= Batong Pham =

Australian politician

Batong Vu Pham (born 18 June 1967) is an Australian politician. He was a Labor Party member of the Western Australian Legislative Council from November 2007 to May 2009. He was elected on a countback when Louise Pratt resigned to run for the Senate, but was defeated for Labor preselection to run for a full term in the 2008 election.

Pham was born in the town of Bà Rịa, South Vietnam, near Long Tân in Phước Tuy province (now in Bà Rịa–Vũng Tàu province of Vietnam). His family fled the Vietnam War when he was a baby, reaching Malaysia, where they gained refugee status, ultimately migrating to Australia in 1969. His family settled in Perth, where he became a strawberry farmer. Pham joined the Labor Party in 1996, and was a protégé of former MP Ted Cunningham. Heavily associated with the New Right faction and seen as a "rising star", he sought preselection for the 2005 state election, but was forced to settle for the unwinnable fourth position in East Metropolitan.

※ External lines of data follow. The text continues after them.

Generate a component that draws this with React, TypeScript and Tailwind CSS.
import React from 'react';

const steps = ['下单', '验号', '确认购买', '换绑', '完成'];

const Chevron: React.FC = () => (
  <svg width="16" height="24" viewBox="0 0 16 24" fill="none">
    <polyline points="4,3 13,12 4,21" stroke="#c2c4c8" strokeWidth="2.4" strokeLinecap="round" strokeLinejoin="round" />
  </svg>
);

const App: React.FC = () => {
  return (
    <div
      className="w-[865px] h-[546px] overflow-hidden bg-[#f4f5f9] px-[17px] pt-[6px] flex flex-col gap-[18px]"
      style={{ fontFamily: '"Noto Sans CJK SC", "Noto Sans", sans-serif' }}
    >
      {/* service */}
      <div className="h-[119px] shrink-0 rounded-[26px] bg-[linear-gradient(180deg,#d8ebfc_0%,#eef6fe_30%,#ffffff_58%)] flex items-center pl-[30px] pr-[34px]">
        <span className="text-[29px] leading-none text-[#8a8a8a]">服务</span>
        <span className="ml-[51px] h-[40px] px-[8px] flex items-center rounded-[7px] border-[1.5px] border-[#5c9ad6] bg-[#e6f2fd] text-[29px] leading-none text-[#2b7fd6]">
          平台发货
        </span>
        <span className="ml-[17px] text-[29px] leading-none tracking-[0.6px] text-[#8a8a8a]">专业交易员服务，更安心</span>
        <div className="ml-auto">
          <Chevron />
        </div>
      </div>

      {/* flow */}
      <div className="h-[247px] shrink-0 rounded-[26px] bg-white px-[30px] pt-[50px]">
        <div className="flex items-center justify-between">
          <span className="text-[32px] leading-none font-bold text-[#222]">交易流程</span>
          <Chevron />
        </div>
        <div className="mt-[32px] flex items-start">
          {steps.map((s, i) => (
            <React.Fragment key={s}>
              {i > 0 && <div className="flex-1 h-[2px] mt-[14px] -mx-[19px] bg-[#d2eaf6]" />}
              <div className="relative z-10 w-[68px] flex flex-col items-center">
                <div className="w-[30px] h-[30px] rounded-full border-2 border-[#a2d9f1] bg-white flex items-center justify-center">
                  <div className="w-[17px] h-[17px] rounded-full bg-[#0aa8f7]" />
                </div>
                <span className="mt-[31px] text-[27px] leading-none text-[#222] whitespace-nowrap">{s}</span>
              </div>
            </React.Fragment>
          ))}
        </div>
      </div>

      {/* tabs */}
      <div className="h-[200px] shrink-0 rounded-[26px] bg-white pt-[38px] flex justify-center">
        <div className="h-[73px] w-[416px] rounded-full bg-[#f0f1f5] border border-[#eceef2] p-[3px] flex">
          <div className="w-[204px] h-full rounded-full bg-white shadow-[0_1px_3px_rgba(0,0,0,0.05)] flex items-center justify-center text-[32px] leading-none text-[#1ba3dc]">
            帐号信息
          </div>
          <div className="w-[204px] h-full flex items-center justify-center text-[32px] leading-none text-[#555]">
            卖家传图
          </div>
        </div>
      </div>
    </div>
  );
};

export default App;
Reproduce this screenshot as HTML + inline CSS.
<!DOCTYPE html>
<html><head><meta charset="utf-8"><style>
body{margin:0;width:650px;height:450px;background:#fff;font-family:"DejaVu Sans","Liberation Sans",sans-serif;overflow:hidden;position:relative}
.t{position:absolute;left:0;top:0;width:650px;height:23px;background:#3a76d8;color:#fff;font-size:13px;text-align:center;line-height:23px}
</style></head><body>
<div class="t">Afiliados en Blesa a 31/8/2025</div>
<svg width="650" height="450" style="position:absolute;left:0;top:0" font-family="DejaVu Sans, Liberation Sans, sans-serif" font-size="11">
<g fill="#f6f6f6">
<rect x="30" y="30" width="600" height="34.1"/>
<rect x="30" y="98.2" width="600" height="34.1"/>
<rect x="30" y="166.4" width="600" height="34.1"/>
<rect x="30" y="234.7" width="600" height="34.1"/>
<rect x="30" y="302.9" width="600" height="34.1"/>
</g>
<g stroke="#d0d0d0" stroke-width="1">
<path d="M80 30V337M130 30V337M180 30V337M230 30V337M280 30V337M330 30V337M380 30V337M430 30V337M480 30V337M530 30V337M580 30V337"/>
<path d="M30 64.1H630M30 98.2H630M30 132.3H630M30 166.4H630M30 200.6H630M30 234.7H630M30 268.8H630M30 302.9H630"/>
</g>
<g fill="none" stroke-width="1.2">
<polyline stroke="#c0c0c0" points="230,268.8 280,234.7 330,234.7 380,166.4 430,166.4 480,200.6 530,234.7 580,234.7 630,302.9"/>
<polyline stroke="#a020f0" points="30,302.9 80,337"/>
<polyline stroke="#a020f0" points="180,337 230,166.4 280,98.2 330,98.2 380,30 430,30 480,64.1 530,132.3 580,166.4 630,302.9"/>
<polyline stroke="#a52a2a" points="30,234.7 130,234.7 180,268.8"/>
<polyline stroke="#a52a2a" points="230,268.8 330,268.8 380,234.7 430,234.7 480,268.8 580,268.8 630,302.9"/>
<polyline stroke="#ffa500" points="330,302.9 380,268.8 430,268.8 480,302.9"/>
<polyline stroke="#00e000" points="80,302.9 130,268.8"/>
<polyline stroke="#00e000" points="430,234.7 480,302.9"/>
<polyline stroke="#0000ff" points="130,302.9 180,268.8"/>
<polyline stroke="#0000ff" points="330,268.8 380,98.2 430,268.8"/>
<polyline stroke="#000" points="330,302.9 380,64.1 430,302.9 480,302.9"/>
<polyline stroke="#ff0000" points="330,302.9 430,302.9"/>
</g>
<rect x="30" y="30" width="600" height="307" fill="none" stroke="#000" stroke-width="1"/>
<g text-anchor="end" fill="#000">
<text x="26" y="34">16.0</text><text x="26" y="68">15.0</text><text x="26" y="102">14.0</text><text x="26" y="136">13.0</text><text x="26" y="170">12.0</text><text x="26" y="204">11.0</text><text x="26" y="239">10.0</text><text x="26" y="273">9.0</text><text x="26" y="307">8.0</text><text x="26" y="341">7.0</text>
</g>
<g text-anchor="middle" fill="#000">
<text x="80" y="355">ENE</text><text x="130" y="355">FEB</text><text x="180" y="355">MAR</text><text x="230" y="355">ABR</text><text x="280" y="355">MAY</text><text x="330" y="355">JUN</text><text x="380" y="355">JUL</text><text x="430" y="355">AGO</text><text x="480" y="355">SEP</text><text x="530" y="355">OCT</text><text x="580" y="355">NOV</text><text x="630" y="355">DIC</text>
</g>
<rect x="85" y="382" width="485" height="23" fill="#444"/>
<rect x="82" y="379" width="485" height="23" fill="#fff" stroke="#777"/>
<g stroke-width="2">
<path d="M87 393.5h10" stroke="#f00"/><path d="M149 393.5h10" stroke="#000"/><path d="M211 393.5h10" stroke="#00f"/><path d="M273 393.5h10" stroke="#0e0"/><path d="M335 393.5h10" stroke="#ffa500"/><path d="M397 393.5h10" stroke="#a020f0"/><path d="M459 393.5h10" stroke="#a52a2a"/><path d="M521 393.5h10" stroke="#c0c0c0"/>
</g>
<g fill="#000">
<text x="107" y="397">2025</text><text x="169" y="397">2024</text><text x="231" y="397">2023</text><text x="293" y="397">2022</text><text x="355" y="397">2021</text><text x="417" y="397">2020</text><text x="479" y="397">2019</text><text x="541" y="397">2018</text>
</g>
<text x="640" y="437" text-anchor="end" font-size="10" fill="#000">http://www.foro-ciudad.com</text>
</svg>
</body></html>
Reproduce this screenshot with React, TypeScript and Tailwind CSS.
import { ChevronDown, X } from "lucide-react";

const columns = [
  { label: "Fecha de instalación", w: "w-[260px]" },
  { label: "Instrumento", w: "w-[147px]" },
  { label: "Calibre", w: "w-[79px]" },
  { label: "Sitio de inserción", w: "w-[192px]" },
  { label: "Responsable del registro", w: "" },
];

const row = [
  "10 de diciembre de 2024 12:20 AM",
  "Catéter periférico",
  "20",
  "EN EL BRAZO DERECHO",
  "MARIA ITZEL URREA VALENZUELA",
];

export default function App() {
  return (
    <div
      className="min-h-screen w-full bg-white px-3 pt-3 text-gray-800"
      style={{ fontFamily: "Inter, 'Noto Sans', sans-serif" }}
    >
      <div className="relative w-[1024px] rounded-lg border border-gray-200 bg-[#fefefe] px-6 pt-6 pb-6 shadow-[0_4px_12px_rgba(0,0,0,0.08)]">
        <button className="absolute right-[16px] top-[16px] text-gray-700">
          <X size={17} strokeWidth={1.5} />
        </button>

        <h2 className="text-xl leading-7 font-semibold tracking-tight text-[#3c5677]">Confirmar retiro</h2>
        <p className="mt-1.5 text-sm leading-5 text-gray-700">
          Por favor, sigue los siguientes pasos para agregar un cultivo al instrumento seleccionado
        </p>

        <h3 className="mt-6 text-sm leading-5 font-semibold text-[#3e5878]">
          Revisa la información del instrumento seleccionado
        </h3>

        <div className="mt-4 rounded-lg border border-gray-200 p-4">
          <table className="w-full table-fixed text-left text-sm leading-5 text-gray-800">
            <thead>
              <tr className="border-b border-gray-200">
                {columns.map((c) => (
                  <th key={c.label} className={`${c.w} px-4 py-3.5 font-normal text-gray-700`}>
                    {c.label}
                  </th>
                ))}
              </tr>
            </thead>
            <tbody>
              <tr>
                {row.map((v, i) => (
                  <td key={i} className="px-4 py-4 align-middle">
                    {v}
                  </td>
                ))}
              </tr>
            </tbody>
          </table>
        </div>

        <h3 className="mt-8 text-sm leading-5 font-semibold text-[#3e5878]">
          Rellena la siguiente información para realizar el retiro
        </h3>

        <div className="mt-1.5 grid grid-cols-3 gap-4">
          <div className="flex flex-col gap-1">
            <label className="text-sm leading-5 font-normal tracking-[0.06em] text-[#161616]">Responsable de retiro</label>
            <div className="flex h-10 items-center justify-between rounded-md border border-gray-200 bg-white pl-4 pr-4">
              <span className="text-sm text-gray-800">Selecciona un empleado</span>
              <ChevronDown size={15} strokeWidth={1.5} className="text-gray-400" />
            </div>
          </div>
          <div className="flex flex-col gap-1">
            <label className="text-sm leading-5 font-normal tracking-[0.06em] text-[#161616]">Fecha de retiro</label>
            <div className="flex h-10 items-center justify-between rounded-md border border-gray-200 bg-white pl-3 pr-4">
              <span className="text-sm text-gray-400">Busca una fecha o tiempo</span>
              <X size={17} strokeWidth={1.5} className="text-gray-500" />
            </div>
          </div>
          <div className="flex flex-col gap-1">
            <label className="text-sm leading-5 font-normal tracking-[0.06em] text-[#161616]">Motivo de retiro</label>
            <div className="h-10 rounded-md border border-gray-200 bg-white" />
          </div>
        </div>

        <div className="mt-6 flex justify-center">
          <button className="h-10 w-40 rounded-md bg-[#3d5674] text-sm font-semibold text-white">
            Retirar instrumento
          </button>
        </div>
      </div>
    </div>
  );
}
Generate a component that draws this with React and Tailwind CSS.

Pham received a second opportunity to enter parliament when, in late 2006, fellow MLC Louise Pratt won preselection for a safe seat in the Australian Senate, as part of a factional deal to allow Pham to contest the countback for her seat in the Legislative Council. However, in June 2007, while still awaiting Pratt's resignation, Pham suffered a massive brain aneurysm, resulting in his near death, lengthy hospitalisation, and confinement to a wheelchair. This caused concerns of a crisis in the near-deadlocked Legislative Council after Pratt's resignation in October, as the opposition would not confirm whether they would grant a 'pair' for the ill Pham. He was nonetheless sworn in on 26 November 2007, but was forced to take an immediate leave of absence, being too ill to attend further sittings. Pham made his inaugural speech to parliament 4½ months later, on 8 April.

Labor preselections for the forthcoming state election, due in late 2008 or early 2009, began in early 2008, and Pham announced an intention to recontest, receiving the strong support of his New Right faction. The faction, whose support was waning, chose to support Pham over veteran MLC and Legislative Council President Nick Griffiths. However, the faction's support was not enough, and on 19 May, Pham lost a preselection vote by six votes to Fiona Henderson, who had been endorsed by Premier Alan Carpenter. The decision sparked an angry response from Pham's allies within the party, including Housing Minister Michelle Roberts and former minister John D'Orazio. It also received strong criticism from members of the state's Ethnic Communities Council and the media. Pham left Parliament in May 2009, when the new Legislative Council was sworn in.